片面ローバーバルと名付けてましたが、私がペダリングモニターで使ったモーメント分布を利用した分力抽出方法でした。
●中華ロードセルの方式
①電子ロバーバル式
前回の解説記事です。
今回は、これを3Dプリントするために、設計しながらシミュレーションしてみました。肝は、穴あけして残った薄い肉厚さが重要なことが判りました。
1度目に肉を3.8mm厚で設計したのですが、電子ろばーばるの特長である凹み変形による応力方向逆転が発生しませんでした。
これだと(r1+r3)-(r2+r4)=0-0=0となってしまいます。ので分力抽出できないのでロードセルになりません。
そこで、肉厚を1mmまで薄くしてみました。
これだと(r1+r3)-(r2+r4)=2r-(-2r)=4rで分力抽出可能ですので
ロバーバル式ロードセルが出来ます。
●ロバーバル式の課題
①局部変形を大きくするので変位が大きくなるので、これを3分力組み合わせると、6分力計の剛性が低下する。
②片持ち梁方式になるので、6分力計に詰め込むとレイアウト的にサイズを大きくしてしまう。下図はレイアウト検討図
●もう1種類あった
中華ロードセルは数十個購入してあって、訳の分からない小片も買ってあったので、原理がどうなっているか見てみました。

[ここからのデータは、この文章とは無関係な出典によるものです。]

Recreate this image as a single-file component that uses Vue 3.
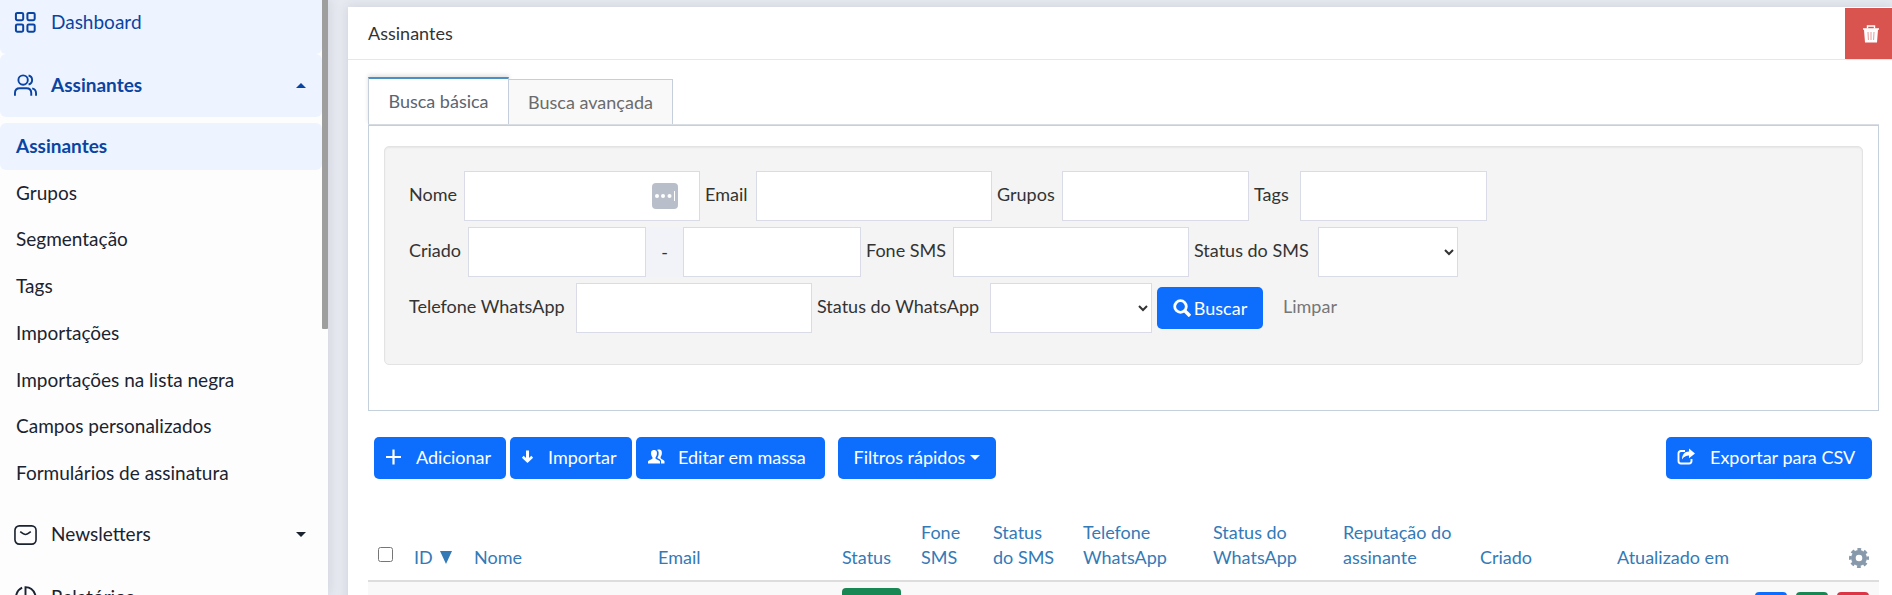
<script setup>
import { ref } from 'vue'

const submenu = [
  'Assinantes',
  'Grupos',
  'Segmentação',
  'Tags',
  'Importações',
  'Importações na lista negra',
  'Campos personalizados',
  'Formulários de assinatura'
]
const columns = [
  { lines: ['Nome'], cls: 'c-name' },
  { lines: ['Email'], cls: 'c-name' },
  { lines: ['Status'], cls: 'c-status' },
  { lines: ['Fone', 'SMS'], cls: 'c-phone' },
  { lines: ['Status', 'do SMS'], cls: 'c-sms' },
  { lines: ['Telefone', 'WhatsApp'], cls: 'c-wa' },
  { lines: ['Status do', 'WhatsApp'], cls: 'c-wa' },
  { lines: ['Reputação do', 'assinante'], cls: 'c-date' },
  { lines: ['Criado'], cls: 'c-date' },
  { lines: ['Atualizado em'], cls: 'c-date' }
]
const tab = ref('basic')
</script>

<template>
  <div class="layout">
    <aside class="sidebar">
      <nav class="nav">
        <a href="#" class="item on first">
          <svg class="ico" viewBox="0 0 24 24" fill="none" stroke="currentColor" stroke-width="2.1">
            <rect x="2" y="2" width="7.6" height="7.6" rx="1.4" />
            <rect x="14" y="2" width="7.6" height="7.6" rx="1.4" />
            <rect x="2" y="14" width="7.6" height="7.6" rx="1.4" />
            <rect x="14" y="14" width="7.6" height="7.6" rx="1.4" />
          </svg>
          <span>Dashboard</span>
        </a>
        <a href="#" class="item on bold">
          <svg class="ico" viewBox="0 0 24 24" fill="none" stroke="currentColor" stroke-width="2">
            <circle cx="9.5" cy="6.3" r="4.9" />
            <path d="M15.2 1.6c2.3.5 3.7 2.4 3.7 4.7s-1.4 4.2-3.7 4.7" />
            <path d="M1 22.8v-3c0-3 2-5 5-5h7c3 0 5 2 5 5v3" />
            <path d="M19 15c2.5.6 4 2.5 4 5v2.8" />
          </svg>
          <span>Assinantes</span>
          <svg class="caret" viewBox="0 0 10 5"><path d="M0 5L5 0L10 5Z" fill="currentColor" /></svg>
        </a>
        <div class="sub">
          <a v-for="(s, i) in submenu" :key="s" href="#" class="subitem" :class="{ active: i === 0 }">{{ s }}</a>
        </div>
        <a href="#" class="item">
          <svg class="ico" viewBox="0 0 24 24" fill="none" stroke="currentColor" stroke-width="1.7">
            <rect x="1" y="3" width="22" height="19" rx="4.5" />
            <path d="M6.5 9c3 2.4 4 3 5.5 3s2.5-.6 5.5-3" />
          </svg>
          <span>Newsletters</span>
          <svg class="caret" viewBox="0 0 10 5"><path d="M0 0L5 5L10 0Z" fill="currentColor" /></svg>
        </a>
        <a href="#" class="item">
          <svg class="ico" viewBox="0 0 24 24" fill="none" stroke="currentColor" stroke-width="2">
            <path d="M8.5 1.7A10.8 10.8 0 1 0 19 20.5" />
            <path d="M12 12V1.2A11 11 0 0 1 19 20.3Z" />
          </svg>
          <span>Relatórios</span>
        </a>
      </nav>
      <div class="thumb"></div>
    </aside>

    <main class="main">
      <section class="card">
        <header class="head">
          <h1>Assinantes</h1>
          <button type="button" class="trash" aria-label="Excluir">
            <svg viewBox="0 0 18 18" fill="none">
              <path d="M5.5 3.5V1h7v2.5" stroke="#fff" stroke-width="1.4" />
              <path fill="#fff" d="M1 3.2h16v1.6h-1L15 17.500H3L2 4.800H1Z" />
              <path d="M6 7l.4 8M9 7v8M12 7l-.4 8" stroke="#e49a97" stroke-width="1" />
            </svg>
          </button>
        </header>

        <div class="body">
          <div class="tabs" role="tablist">
            <button type="button" role="tab" class="tab" :class="{ current: tab === 'basic' }" @click="tab = 'basic'">Busca básica</button>
            <button type="button" role="tab" class="tab wide" :class="{ current: tab === 'adv' }" @click="tab = 'adv'">Busca avançada</button>
          </div>
          <div class="pane">
            <form class="well" @submit.prevent>
              <div class="row">
                <label for="nome" class="l-nome">Nome</label>
                <div class="field long">
                  <input id="nome" type="text" />
                  <svg class="filler" viewBox="0 0 26 26">
                    <rect width="26" height="26" rx="4" fill="#b9bfca" />
                    <g fill="#fff">
                      <circle cx="5" cy="13" r="2" />
                      <circle cx="11" cy="13" r="2" />
                      <circle cx="17.5" cy="13" r="2" />
                      <rect x="22" y="8" width="1" height="10" />
                    </g>
                  </svg>
                </div>
                <label for="email" class="l-email">Email</label>
                <div class="field long"><input id="email" type="text" /></div>
                <label for="grupos" class="l-grupos">Grupos</label>
                <div class="field mid"><input id="grupos" type="text" /></div>
                <label for="tags" class="l-tags">Tags</label>
                <div class="field mid"><input id="tags" type="text" /></div>
              </div>
              <div class="row">
                <label for="criado" class="l-criado">Criado</label>
                <div class="field date"><input id="criado" type="text" /></div>
                <span class="dash">-</span>
                <div class="field date"><input type="text" aria-label="Criado até" /></div>
                <label for="fone" class="l-fone">Fone SMS</label>
                <div class="field long"><input id="fone" type="text" /></div>
                <label for="stsms" class="l-stsms">Status do SMS</label>
                <div class="field sel"><select id="stsms"><option></option></select></div>
              </div>
              <div class="row">
                <label for="tel" class="l-tel">Telefone WhatsApp</label>
                <div class="field long"><input id="tel" type="text" /></div>
                <label for="stwa" class="l-stwa">Status do WhatsApp</label>
                <div class="field selw"><select id="stwa"><option></option></select></div>
                <button type="submit" class="btn search">
                  <svg viewBox="0 0 18 18" fill="none" stroke="#fff">
                    <circle cx="7.5" cy="7.5" r="5.8" stroke-width="2.8" />
                    <path d="M12 12l5 5" stroke-width="3.4" />
                  </svg>
                  <span>Buscar</span>
                </button>
                <a href="#" class="clear">Limpar</a>
              </div>
            </form>
          </div>

          <div class="toolbar">
            <button type="button" class="btn b-add">
              <svg viewBox="0 0 18 18" stroke="#fff" stroke-width="2.2"><path d="M8.5 1.500v15M1 9h15" /></svg>
              <span>Adicionar</span>
            </button>
            <button type="button" class="btn b-imp">
              <svg class="narrow" viewBox="0 0 14 18" fill="none" stroke="#fff"><path d="M6.500 2.500v10" stroke-width="3" /><path d="M1.800 8.800L6.500 13.200L11.200 8.800" stroke-width="2.600" /></svg>
              <span>Importar</span>
            </button>
            <button type="button" class="btn b-edit">
              <svg viewBox="0 0 18 18" fill="#fff">
                <path d="M1 15.500v-2c0-1 3.500-2 4.500-3v-1C4 7.500 3.800 5 4.300 3.400C5 1.400 9 1.400 9.700 3.400c.5 1.600.3 4.100-1.200 6.100v1c1 1 4.500 2 4.500 3v2Z" />
                <path d="M10 2c2-.8 4.300-.4 4.700 1.600c.4 1.700.2 3.700-1.100 5.400v1.200c.8.9 3.900 1.800 3.900 3v2.300h-3.500v-2.600c0-1.200-2-2-3.600-2.900v-.6c1.500-2 1.600-4.800.8-6.500Z" />
              </svg>
              <span>Editar em massa</span>
            </button>
            <button type="button" class="btn b-filter">
              <span>Filtros rápidos</span>
              <svg class="small" viewBox="0 0 10 5"><path d="M0 0L5 5L10 0Z" fill="#fff" /></svg>
            </button>
            <button type="button" class="btn b-export">
              <svg viewBox="0 0 18 18" fill="none" stroke="#fff" stroke-width="1.9">
                <path d="M8 3H4Q1.500 3 1.500 5.500V13Q1.500 15.500 4 15.500H12Q14.500 15.500 14.500 13V11" />
                <path d="M12 .5L18 5.500L12 10.200V7.500C9 7.500 7 8.500 5 11.500C5 7 7.500 3.500 12 3.500Z" fill="#fff" stroke="none" />
              </svg>
              <span>Exportar para CSV</span>
            </button>
          </div>

          <table class="grid">
            <thead>
              <tr>
                <th class="c-check"><input type="checkbox" aria-label="Selecionar todos" /></th>
                <th class="c-id">
                  <a href="#">ID <svg class="sort" viewBox="0 0 12 13"><path d="M0 0H12L6 13Z" fill="currentColor" /></svg></a>
                </th>
                <th v-for="c in columns" :key="c.lines.join()" :class="c.cls">
                  <a href="#"><span v-for="l in c.lines" :key="l" class="line">{{ l }}</span></a>
                </th>
                <th class="c-act">
                  <button type="button" class="gear" aria-label="Colunas">
                    <svg viewBox="0 0 20 20" fill="none" stroke="#8799ab">
                      <circle cx="10" cy="10" r="5.6" stroke-width="4.6" />
                      <circle cx="10" cy="10" r="8.6" stroke-width="2.8" stroke-dasharray="3.7 3.054" stroke-dashoffset="1.85" />
                    </svg>
                  </button>
                </th>
              </tr>
            </thead>
            <tbody>
              <tr>
                <td colspan="4"></td>
                <td><span class="badge"></span></td>
                <td colspan="7"></td>
                <td>
                  <div class="acts">
                    <button type="button" class="act blue" aria-label="Ver"></button>
                    <button type="button" class="act green" aria-label="Editar"></button>
                    <button type="button" class="act red" aria-label="Remover"></button>
                  </div>
                </td>
              </tr>
            </tbody>
          </table>
        </div>
      </section>
    </main>
  </div>
</template>

<style>
body {
  margin: 0;
  overflow: hidden;
}
</style>

<style scoped>
.layout {
  display: flex;
  height: 100vh;
  overflow: hidden;
  background: #e6e9f0;
  font-family: Lato, "Open Sans", sans-serif;
  font-size: 18px;
  line-height: 25px;
  color: #333;
}
.layout * {
  box-sizing: border-box;
}
a {
  text-decoration: none;
  color: inherit;
}
button, input, select {
  font: inherit;
  color: inherit;
  margin: 0;
}
button {
  border: 0;
  padding: 0;
  cursor: pointer;
}
svg {
  display: block;
  flex: none;
}

/* Sidebar */
.sidebar {
  position: relative;
  flex: none;
  width: 328px;
  background: #fdfdfd;
  color: #1b2330;
  font-size: 19px;
  overflow: hidden;
  box-shadow: 0 0 12px rgba(60, 70, 90, 0.15);
}
.nav {
  margin-right: 6px;
}
.item {
  display: flex;
  align-items: center;
  height: 63px;
  padding: 0 16px 0 14px;
  gap: 14px;
  border-radius: 6px;
}
.item span {
  padding-bottom: 2px;
}
.item.first {
  margin-top: -9px;
}
.item.on {
  background: #edf4ff;
  color: #0a44a3;
}
.item.bold {
  font-weight: 700;
}
.ico {
  width: 23px;
  height: 23px;
}
.caret {
  width: 10px;
  height: 5px;
  margin-left: auto;
}
.sub {
  display: grid;
  grid-template-rows: repeat(8, 1fr);
  height: 374px;
  margin: 6px 0;
}
.subitem {
  display: flex;
  align-items: center;
  padding: 0 0 2px 16px;
  border-radius: 6px;
}
.subitem.active {
  background: #edf4ff;
  color: #0a44a3;
  font-weight: 700;
}
.thumb {
  position: absolute;
  top: 0;
  right: 0;
  width: 6px;
  height: 329px;
  border-radius: 0 0 1px 1px;
  background: #9e9e9e;
}

/* Card */
.main {
  flex: 1;
  min-width: 0;
  padding: 7px 0 0 20px;
}
.card {
  min-height: 100%;
  background: #fff;
  box-shadow: 0 0 10px rgba(60, 70, 90, 0.15);
}
.head {
  display: flex;
  align-items: center;
  justify-content: space-between;
  height: 53px;
  padding: 1px 0 0 20px;
  border-bottom: 1px solid #e5e7ea;
}
h1 {
  margin: 0;
  font-size: 18px;
  font-weight: 400;
}
.trash {
  display: flex;
  align-items: center;
  align-self: stretch;
  justify-content: center;
  width: 47px;
  padding-left: 5px;
  background: #d9534f;
}
.trash svg {
  width: 18px;
  height: 18px;
}
.body {
  padding: 17px 13px 0 20px;
}

/* Tabs */
.tabs {
  display: flex;
  align-items: flex-end;
  border-bottom: 1px solid #d9dee5;
}
.tab {
  height: 45px;
  width: 141px;
  border: 1px solid #c5cedb;
  border-bottom: 0;
  background: #f9f9f9;
  color: #6b6b6b;
}
.tab.wide {
  width: 165px;
  margin-left: -1px;
}
.tab.current {
  height: 47px;
  border-top: 2px solid #4a90c2;
  background: #fff;
  color: #5c6470;
  box-shadow: 0 -2px 4px rgba(0, 0, 0, 0.12);
}
.pane {
  padding: 20px 15px 45px;
  border: 1px solid #c5d0dd;
}
.well {
  display: flex;
  flex-direction: column;
  gap: 6px;
  padding: 24px 24px 31px;
  border: 1px solid #e3e3e3;
  border-radius: 5px;
  background: #f4f4f4;
  box-shadow: inset 0 1px 2px rgba(0, 0, 0, 0.06);
}
.row {
  display: flex;
  align-items: center;
}
.row label {
  flex: none;
  white-space: nowrap;
  padding-bottom: 4px;
}
.field {
  position: relative;
  flex: none;
  height: 50px;
  margin-right: 5px;
}
.field input,
.field select {
  display: block;
  width: 100%;
  height: 100%;
  padding: 0 10px;
  border: 1px solid #d9dce6;
  border-radius: 0;
  background-color: #fff;
}
.field select {
  padding: 0 2px;
}
.long { width: 236px; }
.mid { width: 187px; }
.date { width: 178px; }
.sel { width: 140px; }
.selw { width: 162px; }
.l-nome { width: 55px; }
.l-email { width: 51px; }
.l-grupos { width: 65px; }
.l-tags { width: 46px; }
.l-criado { width: 59px; }
.l-fone { width: 87px; }
.l-stsms { width: 124px; }
.l-tel { width: 167px; }
.l-stwa { width: 173px; }
.filler {
  position: absolute;
  top: 12px;
  right: 22px;
  width: 26px;
  height: 26px;
}
.dash {
  width: 37px;
  height: 50px;
  margin-left: -5px;
  line-height: 50px;
  text-align: center;
  background: #f1f3f8;
}
.btn {
  display: flex;
  align-items: center;
  height: 42px;
  border-radius: 5px;
  background: #0d6efd;
  color: #fff;
  white-space: nowrap;
}
.btn svg {
  width: 18px;
  height: 18px;
}
.search {
  justify-content: center;
  gap: 3px;
  width: 106px;
}
.clear {
  margin-left: 20px;
  padding-bottom: 4px;
  color: #777;
}

/* Toolbar */
.toolbar {
  display: flex;
  gap: 4px;
  padding: 26px 7px 0 6px;
}
.toolbar .btn {
  padding: 0 0 2px 11px;
  gap: 13px;
}
.btn .narrow {
  width: 14px;
}
.b-add { width: 132px; }
.b-imp { width: 122px; }
.b-edit { width: 189px; }
.toolbar .b-filter {
  justify-content: center;
  width: 158px;
  margin-left: 9px;
  padding-left: 0;
  gap: 5px;
}
.btn .small {
  width: 10px;
  height: 5px;
}
.toolbar .b-export {
  width: 206px;
  margin-left: auto;
  gap: 15px;
}

/* Table */
.grid {
  width: 100%;
  margin-top: 31px;
  border-collapse: collapse;
  table-layout: fixed;
}
th {
  padding: 10px 0 10px 10px;
  border-bottom: 2px solid #ddd;
  color: #337ab7;
  font-weight: 400;
  text-align: left;
  vertical-align: bottom;
  white-space: nowrap;
}
.line {
  display: block;
}
.c-check { width: 36px; }
.c-id { width: 60px; }
.c-name { width: 184px; }
.c-status { width: 79px; }
.c-phone { width: 72px; }
.c-sms { width: 90px; }
.c-wa { width: 130px; }
.c-date { width: 137px; }
.c-check input {
  display: block;
  width: 15px;
  height: 15px;
  margin-bottom: 8px;
}
.sort {
  display: inline-block;
  width: 12px;
  height: 13px;
  margin-left: 3px;
}
.gear {
  display: block;
  margin: 0 10px 2px auto;
  background: none;
}
.gear svg {
  width: 20px;
  height: 20px;
}
td {
  height: 60px;
  padding: 6px 0 0 10px;
  background: #f9f9f9;
  vertical-align: top;
}
.badge {
  display: block;
  width: 59px;
  height: 26px;
  border-radius: 4px;
  background: #198754;
}
.acts {
  display: flex;
  gap: 9px;
  justify-content: flex-end;
  padding: 4px 10px 0 0;
}
.act {
  width: 32px;
  height: 30px;
  border-radius: 4px;
}
.blue { background: #0d6efd; }
.green { background: #198754; }
.red { background: #dc3545; }
</style>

ロバーバルを半分に切断した形状の小型ロードセルです。
上部に4枚密着して貼り付けてありました。
これで動作させたら見事に荷重Fzを抽出できてました。
●原理
①応力シミュレーションをしてみると
驚くことにロバーバルになってませんでした。ただの片持ち梁です。
これの原理を考えるとMaが分力Fzと比例するので
一応抽出ができる原理でした。
(r1>0+r3>0)-(r2>0+r4>0)=>2*Maが残る計算です。
●実験してみた
基礎評価で作ってあった曲げ梁に2枚追加して上記原理を
測定してみました。
これで、電池錘を3個使って荷重位置による分力抽出を実験してみました。
一応、分力抽出できている傾向がみられますが、ドリフトが大きくどうしてこんなにドリフトが大きくなるのか今までの知見では説明できない現象となりました。
●以後
3Dプリントで作るロードセルの場合、原理、シミュレーションでは、把握できない現象(異方性によるドリフト、クロストーク)が多発するため、実際に試作を繰り返して大量にひずみゲージを貼りながら開発していかないとダメなようです。
手間と時間を食いますが、こういうのがノウハウとなりますのでこつこつと解析実験を進めていきます。
方式としては、ロバーバルと片ロバーバルで6分力計としてどのようにパッケージングできるか構想設計しながら進めていきます。